An exception was the Mexican capital. Mexico City has been an important bastion for AMLO since he achieved national visibility as mayor from 2000 to 2005. But early results indicate that Morena may lose control of several of the 16 districts in the capital, which it once dominated.
The president welcomed the result, on Monday (7), as another step forward on the path to democracy. He thanked the public for ensuring that his political project still had a majority in the Chamber and, with it, control of the federal budget. In press conferences, he said that the elections were “free and clean” and that they were not subject to state intervention.
The new Chamber of Deputies, elected every three years, will begin its mandate on September 1st. The Senate, also dominated by Morena, is renewed every six years.
On Sunday, 15 out of 32 governors were also elected, in addition to more than 20,000 local offices. The president’s party would have won at least eight governments, according to preliminary results, which represents an advance in relation to the current six governments.
The elections came after an escalation of violence that saw the murder of 91 politicians, including 36 candidates or pre-candidates, according to consultancy Etellekt. The fear scenario may have interfered with voter turnout, which, according to INE, was between 51.7% and 52.5%.
On Sunday, two heads and body parts were placed at polling stations in Tijuana, a city on the US border.

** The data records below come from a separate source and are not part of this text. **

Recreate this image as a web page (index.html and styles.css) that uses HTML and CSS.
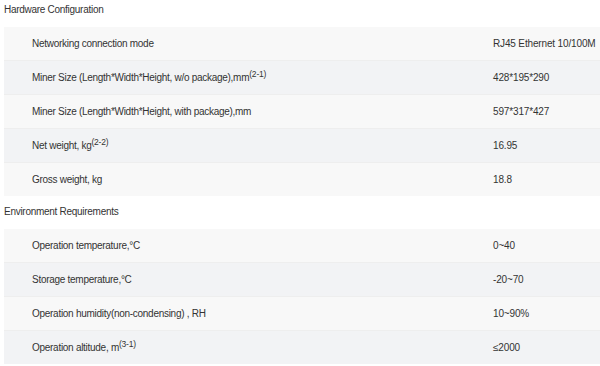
FILE: index.html
```html
<!DOCTYPE html>
<html>
<head>
<meta charset="utf-8">
<link rel="stylesheet" href="styles.css">
</head>
<body>
<div class="page">
  <div class="section-title first">Hardware Configuration</div>
  <div class="spec">
    <div class="row"><div class="label">Networking connection mode</div><div class="value">RJ45 Ethernet 10/100M</div></div>
    <div class="row"><div class="label">Miner Size (Length*Width*Height, w/o package),mm<sup>(2-1)</sup></div><div class="value">428*195*290</div></div>
    <div class="row"><div class="label">Miner Size (Length*Width*Height, with package),mm</div><div class="value">597*317*427</div></div>
    <div class="row"><div class="label">Net weight, kg<sup>(2-2)</sup></div><div class="value">16.95</div></div>
    <div class="row"><div class="label">Gross weight, kg</div><div class="value">18.8</div></div>
  </div>
  <div class="section-title">Environment Requirements</div>
  <div class="spec">
    <div class="row"><div class="label">Operation temperature,°C</div><div class="value">0~40</div></div>
    <div class="row"><div class="label">Storage temperature,°C</div><div class="value">-20~70</div></div>
    <div class="row"><div class="label">Operation humidity(non-condensing) , RH</div><div class="value">10~90%</div></div>
    <div class="row"><div class="label">Operation altitude, m<sup>(3-1)</sup></div><div class="value">≤2000</div></div>
  </div>
</div>
</body>
</html>
```

FILE: styles.css
```css
html, body {
  margin: 0;
  padding: 0;
  background: #ffffff;
}
.page {
  padding-left: 4px;
  font-family: Arial, "Liberation Sans", sans-serif;
  font-size: 10px;
  letter-spacing: -0.28px;
  color: #333333;
}
.section-title {
  height: 20px;
  line-height: 20px;
  margin-top: 6px;
  margin-bottom: 7px;
}
.section-title.first {
  margin-top: 0;
}
.spec {
  display: flex;
  flex-direction: column;
}
.row {
  display: grid;
  grid-template-columns: 489px 1fr;
  height: 33px;
  align-items: center;
  background: #f8f8f8;
  border-bottom: 1px solid #eeeeee;
}
.row:nth-child(even) {
  background: #f2f3f5;
}
.row:last-child {
  border-bottom: none;
}
.label {
  padding-left: 28px;
  white-space: nowrap;
}
.value {
  white-space: nowrap;
  letter-spacing: -0.15px;
}
sup {
  font-size: 8.5px;
  letter-spacing: -0.2px;
  line-height: 0;
  vertical-align: 4px;
}
```
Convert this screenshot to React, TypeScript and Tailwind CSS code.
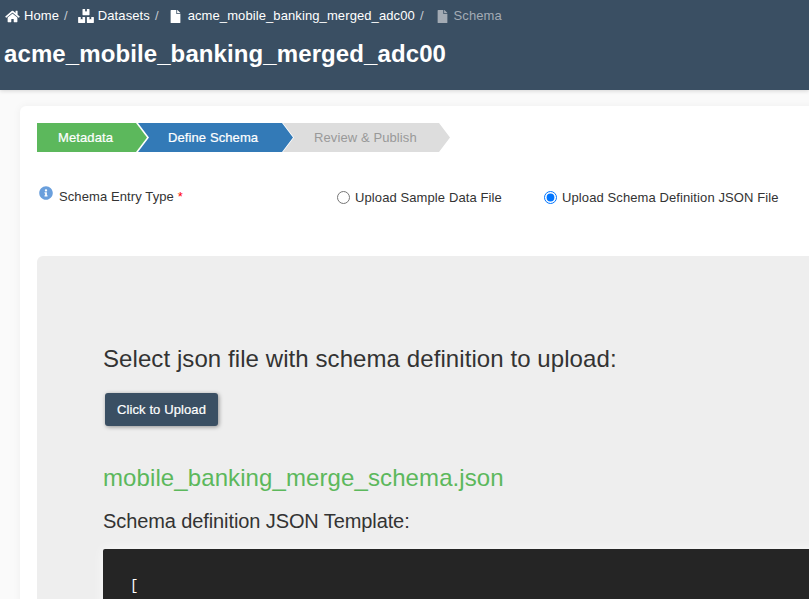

On Saturday (5), five indigenous people carrying electoral material died in an ambush in the state of Chiapas. On Wednesday (2), Marilú Martínez, a candidate for mayor of Cutzamala de Pinzón, in the southern state of Guerrero, was kidnapped but later found alive.
On May 28, Cipriano Villanueva, a candidate for councilor for the municipality of Acapetahua by the Chiapas Unidos party, was shot dead. Three days earlier, Alma Barragán, who ran for mayor in Moroleón through the Citizen Movement in the central state of Guanjuato, was shot dead during an act with residents.